Segundo Bruno de Oliveira, advogado de Débora Pinho, teoricamente todos os documentos deveriam estar digitalizados. Sem a digitalização, tanto o advogado como a vítima não têm acesso aos autos do processo. Mas não só isso. “Eu pedi uma medida protetiva. Em que pese a Lei Maria da Penha somente para relacionamentos domésticos, já há entendimento aqui no estado de São Paulo por juízes e alguns promotores, que pode ser aplicada a Lei Maria da Penha em relação vizinhos”, afirma Oliveira.

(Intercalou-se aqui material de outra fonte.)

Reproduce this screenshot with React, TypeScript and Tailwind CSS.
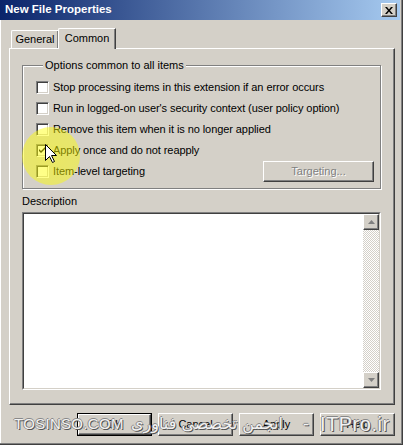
import React from "react";

const font = "font-['Liberation_Sans',Arial,sans-serif]";

const raised =
  "border border-t-white border-l-white border-r-[#404040] border-b-[#404040] shadow-[inset_-1px_-1px_0_#808080]";
const sunken =
  "border border-t-[#808080] border-l-[#808080] border-r-white border-b-white shadow-[inset_1px_1px_0_#404040,inset_-1px_-1px_0_#d4d0c8]";

const Checkbox: React.FC<{ checked?: boolean }> = ({ checked }) => (
  <div className={`w-[13px] h-[13px] bg-white shrink-0 flex items-center justify-center ${sunken}`}>
    {checked && (
      <svg width="7" height="7" viewBox="0 0 7 7">
        <path d="M0 2 L0 4 L2 6 L7 1 L7 -1 L2 4 Z" fill="#000" />
      </svg>
    )}
  </div>
);

const Row: React.FC<{ label: string; checked?: boolean; children?: React.ReactNode }> = ({
  label,
  checked,
  children,
}) => (
  <div className="h-[21px] flex items-center">
    <Checkbox checked={checked} />
    <span className="ml-[4px] leading-[13px] tracking-[-0.08px]">{label}</span>
    {children}
  </div>
);

const Btn: React.FC<{ label: string; isDefault?: boolean }> = ({ label, isDefault }) =>
  isDefault ? (
    <div className="w-[75px] h-[23px] border border-black">
      <div className={`w-full h-full flex items-center justify-center ${raised}`}>{label}</div>
    </div>
  ) : (
    <div className={`w-[75px] h-[23px] flex items-center justify-center ${raised}`}>{label}</div>
  );

const Arrow: React.FC<{ up?: boolean }> = ({ up }) => (
  <div className={`w-[16px] h-[16px] bg-[#d4d0c8] flex items-center justify-center ${raised}`}>
    <svg width="7" height="4" viewBox="0 0 7 4">
      <path d={up ? "M3.5 0 L7 4 L0 4 Z" : "M0 0 L7 0 L3.5 4 Z"} fill="#808080" />
    </svg>
  </div>
);

export default function App() {
  return (
    <div
      className={`${font} text-[11px] text-black relative w-[403px] h-[445px] overflow-hidden bg-[#d4d0c8] flex flex-col border-r border-b border-[#404040] shadow-[inset_-1px_-1px_0_#808080,inset_1px_0_0_#fff]`}
    >
      {/* title bar */}
      <div className="h-[20px] mr-[2px] flex items-center justify-between pl-[5px] pr-[3px] bg-[linear-gradient(to_right,#0a246a,#a6caf0)]">
        <span className="text-white font-bold text-[11.5px]">New File Properties</span>
        <div className={`w-[16px] h-[14px] bg-[#d4d0c8] flex items-center justify-center ${raised}`}>
          <svg width="8" height="7" viewBox="0 0 8 7">
            <path d="M0 0 L2 0 L4 2.5 L6 0 L8 0 L5 3.5 L8 7 L6 7 L4 4.5 L2 7 L0 7 L3 3.5 Z" fill="#000" />
          </svg>
        </div>
      </div>

      {/* tabs */}
      <div className="mt-[8px] ml-[11px] h-[20px] flex items-end relative z-10">
        <div className="w-[48px] h-[18px] flex items-center justify-center border-t border-l border-white border-r border-r-[#404040] rounded-tl-[2px] shadow-[inset_-1px_0_0_#808080]">
          General
        </div>
        <div className="-ml-[1px] w-[58px] h-[21px] -mb-[1px] pb-[2px] bg-[#d4d0c8] flex items-center justify-center border-t border-l border-white border-r border-r-[#404040] rounded-tl-[2px] shadow-[inset_-1px_0_0_#808080]">
          Common
        </div>
      </div>

      {/* panel */}
      <div className={`ml-[9px] w-[386px] h-[357px] px-[12px] pt-[10px] flex flex-col ${raised}`}>
        <fieldset className="w-[359px] h-[130px] border border-[#808080] shadow-[1px_1px_0_#fff,inset_1px_1px_0_#fff] pl-[13px] pr-[6px] pt-[5px]">
          <legend className="ml-[7px] px-[2px] bg-[#d4d0c8] leading-[13px]">Options common to all items</legend>
          <Row label="Stop processing items in this extension if an error occurs" />
          <Row label="Run in logged-on user's security context (user policy option)" />
          <Row label="Remove this item when it is no longer applied" />
          <Row label="Apply once and do not reapply" checked />
          <Row label="Item-level targeting">
            <div
              className={`ml-auto w-[111px] h-[21px] flex items-center justify-center text-[#808080] [text-shadow:1px_1px_0_#fff] ${raised}`}
            >
              Targeting...
            </div>
          </Row>
        </fieldset>

        <div className="mt-[6px] leading-[13px]">Description</div>

        <div className="mt-[4px] w-[359px] h-[178px] flex border border-t-[#808080] border-l-[#808080] border-r-white border-b-white">
          <div className="flex-1 flex border border-t-[#404040] border-l-[#404040] border-r-[#d4d0c8] border-b-[#d4d0c8]">
            <div className="flex-1 bg-white" />
            <div className="w-[16px] flex flex-col">
              <Arrow up />
              <div className="flex-1 [background-image:repeating-conic-gradient(#d4d0c8_0%_25%,#ffffff_0%_50%)] [background-size:2px_2px]" />
              <Arrow />
            </div>
          </div>
        </div>
      </div>

      {/* buttons */}
      <div className="mt-[8px] ml-[77px] flex gap-[6px]">
        <Btn label="OK" isDefault />
        <Btn label="Cancel" />
        <Btn label="Apply" />
        <Btn label="Help" />
      </div>

      {/* cursor highlight */}
      <div className="absolute left-[22px] top-[127px] w-[58px] h-[58px] rounded-full bg-[radial-gradient(circle,rgba(255,255,0,0.5)_0%,rgba(255,255,0,0.45)_72%,rgba(255,255,0,0)_100%)] pointer-events-none" />
      <svg className="absolute left-[45px] top-[144px]" width="13" height="20" viewBox="0 0 13 20">
        <path d="M0.5 0.5 L0.5 16.5 L4.5 12.5 L7.5 18.5 L9.5 17.5 L6.5 11.5 L11.5 11.5 Z" fill="#fff" stroke="#000" strokeWidth="1" />
      </svg>

      {/* watermark */}
      <div className="absolute left-[14px] top-[412px] h-[24px] flex items-center text-[#f2f2f2] [text-shadow:1px_1px_0_#555,-1px_0_0_#888,0_-1px_0_#888] pointer-events-none">
        <span className="w-[108px] text-[15px] tracking-[0.3px] whitespace-nowrap">TOSINSO.COM</span>
        <span dir="rtl" className="w-[170px] font-['DejaVu_Sans',sans-serif] text-[16px] text-center whitespace-nowrap">
          انجمن تخصصی فناوری
        </span>
        <span className="w-[28px] text-[18px] text-center">-</span>
        <span className="text-[20px] tracking-[0.5px] whitespace-nowrap">ITPro.ir</span>
      </div>
    </div>
  );
}
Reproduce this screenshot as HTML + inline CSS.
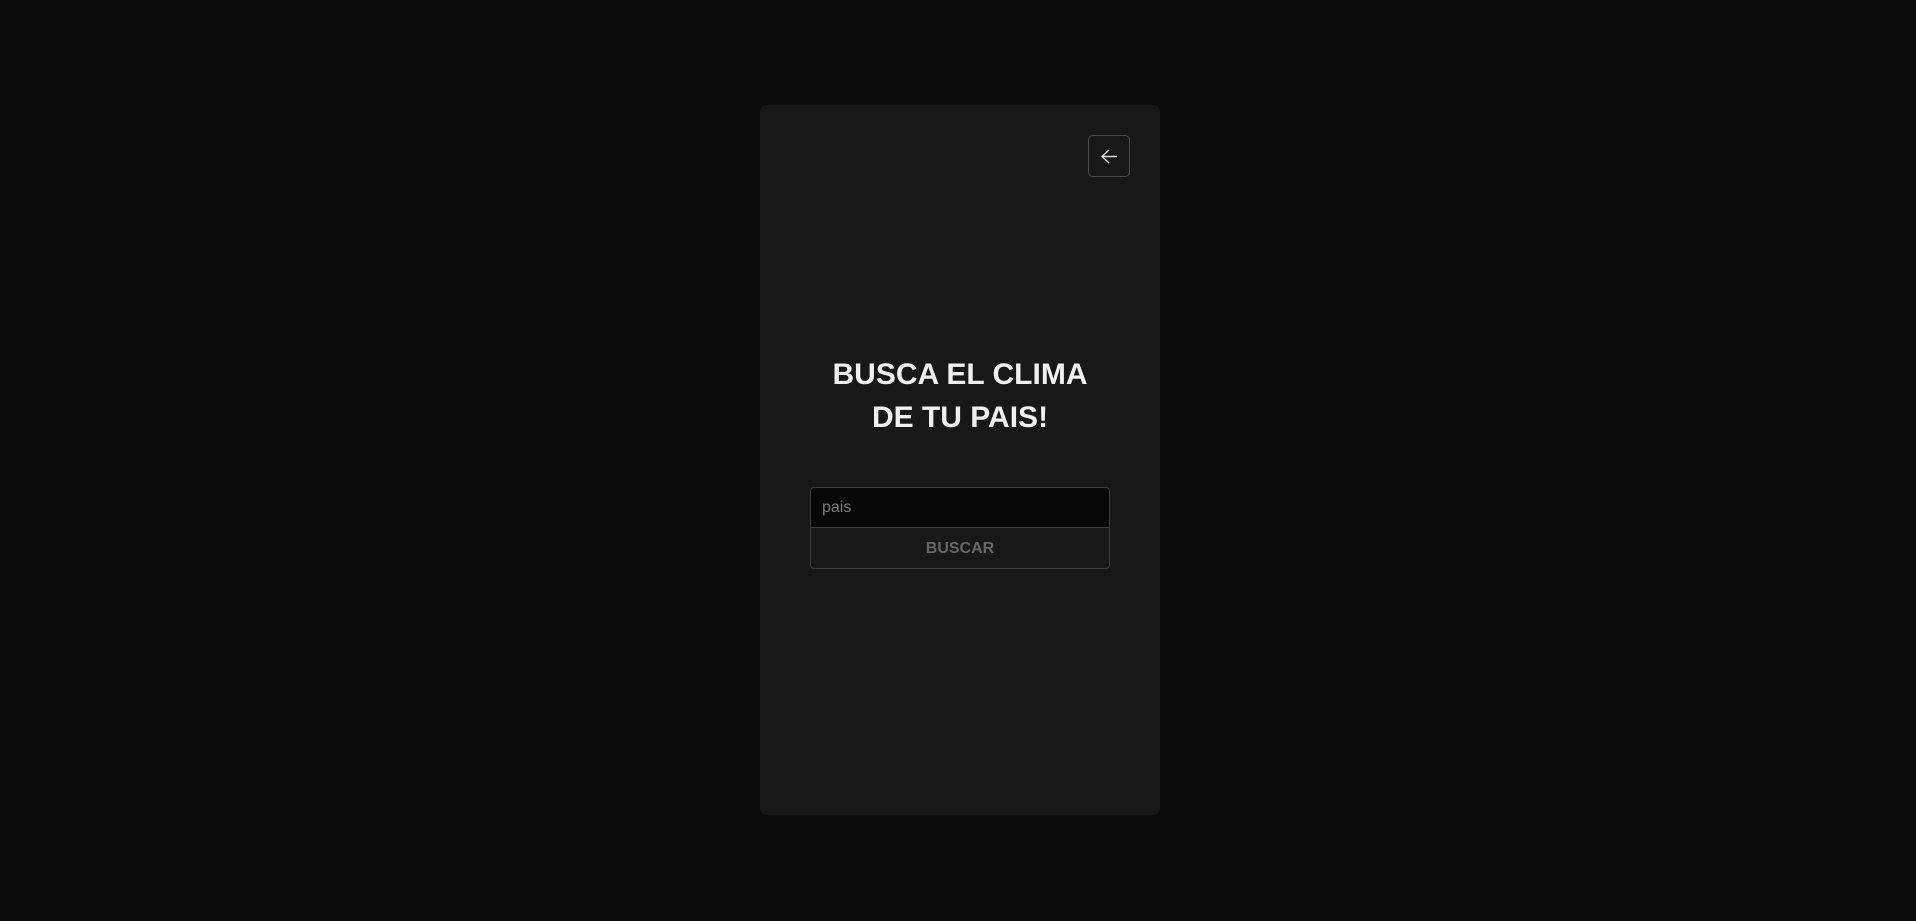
<!DOCTYPE html>
<html><head><style>
html,body{margin:0;height:100%;background:#0b0b0b;}
body{width:1916px;height:921px;position:relative;overflow:hidden;font-family:"Liberation Sans",sans-serif;}
.card{position:absolute;left:760px;top:105px;width:400px;height:710px;background:#181818;border-radius:7px;}
.back{position:absolute;left:328px;top:30px;width:42px;height:42px;border:1px solid #4a4a4a;border-radius:5px;box-sizing:border-box;}
.title{position:absolute;left:0;top:248px;width:400px;text-align:center;color:#f0f0f0;font-weight:bold;font-size:30px;line-height:43px;}
.form{position:absolute;left:50px;top:382px;width:300px;height:82px;border:1px solid #3c3c3c;border-radius:4px;box-sizing:border-box;overflow:hidden;}
.inp{height:39px;background:#080808;border-bottom:1px solid #3c3c3c;color:#7a7a7a;font-size:16px;line-height:39px;padding-left:11px;}
.btn{height:41px;text-align:center;line-height:41px;color:#666;font-weight:bold;font-size:16px;}
</style></head><body>
<div class="card">
<div class="back"><svg width="42" height="42" viewBox="0 0 42 42" style="position:absolute;left:-1px;top:-1px"><path d="M29 21.5H15M21 15l-7 6.5 7 6.5" stroke="#ddd" stroke-width="1.4" fill="none"/></svg></div>
<div class="title">BUSCA EL CLIMA<br>DE TU PAIS!</div>
<div class="form"><div class="inp">pais</div><div class="btn">BUSCAR</div></div>
</div>
</body></html>
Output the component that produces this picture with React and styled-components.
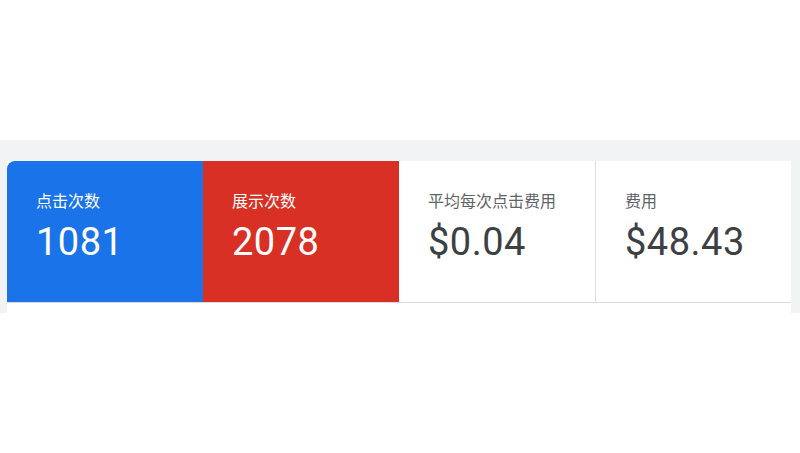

O advogado solicitou a instauração de um inquérito policial com base na acusação contra Luis Fernando Fray Ferreira por injúria qualificada ao chamar Débora de “baianinha” e por ameaça.
De acordo com o Código Penal, em seu artigo 140, injuriar alguém significa ofensa à dignidade de, com base em elementos referentes à sua raça, cor, etnia, religião, idade ou deficiência. A pena é reclusão de um a seis meses ou multa. Já o crime de ameaça está previsto no artigo 147 do Código Penal e consiste em ameaçar alguém, por palavras, gestos ou outros meios, de lhe causar mal injusto e grave. A pena também é de reclusão de um a seis meses ou multa.
Os outros lados
O Brasil de Fato buscou Luís Fernando Fray Ferreira, tanto por telefone como por mensagem de whatsapp, mas ele preferiu não se manifestar. O espaço está aberto caso resolva explicar seu lado na história.
A reportagem também entrou em contato com a escrivã responsável pelo caso. Ela informou por telefone que o acusado foi ouvido, o inquérito, instaurado e que não poderia dar detalhes sobre o caso.
Foi contatada ainda a Secretaria de Segurança Pública de São Paulo com questionamentos sobre a conduta da escrivã e a tramitação do processo. Em nota, a pasta informou que o caso é investigado por um inquérito policial.
“O pen drive com os áudios foi encaminhado para a perícia do Instituto de Criminalística (IC) para transcrição. Já foram colhidos os depoimentos da vítima, da testemunha e do investigado. A autoridade policial solicitou para a Justiça mais prazo para a conclusão do inquérito”, informou.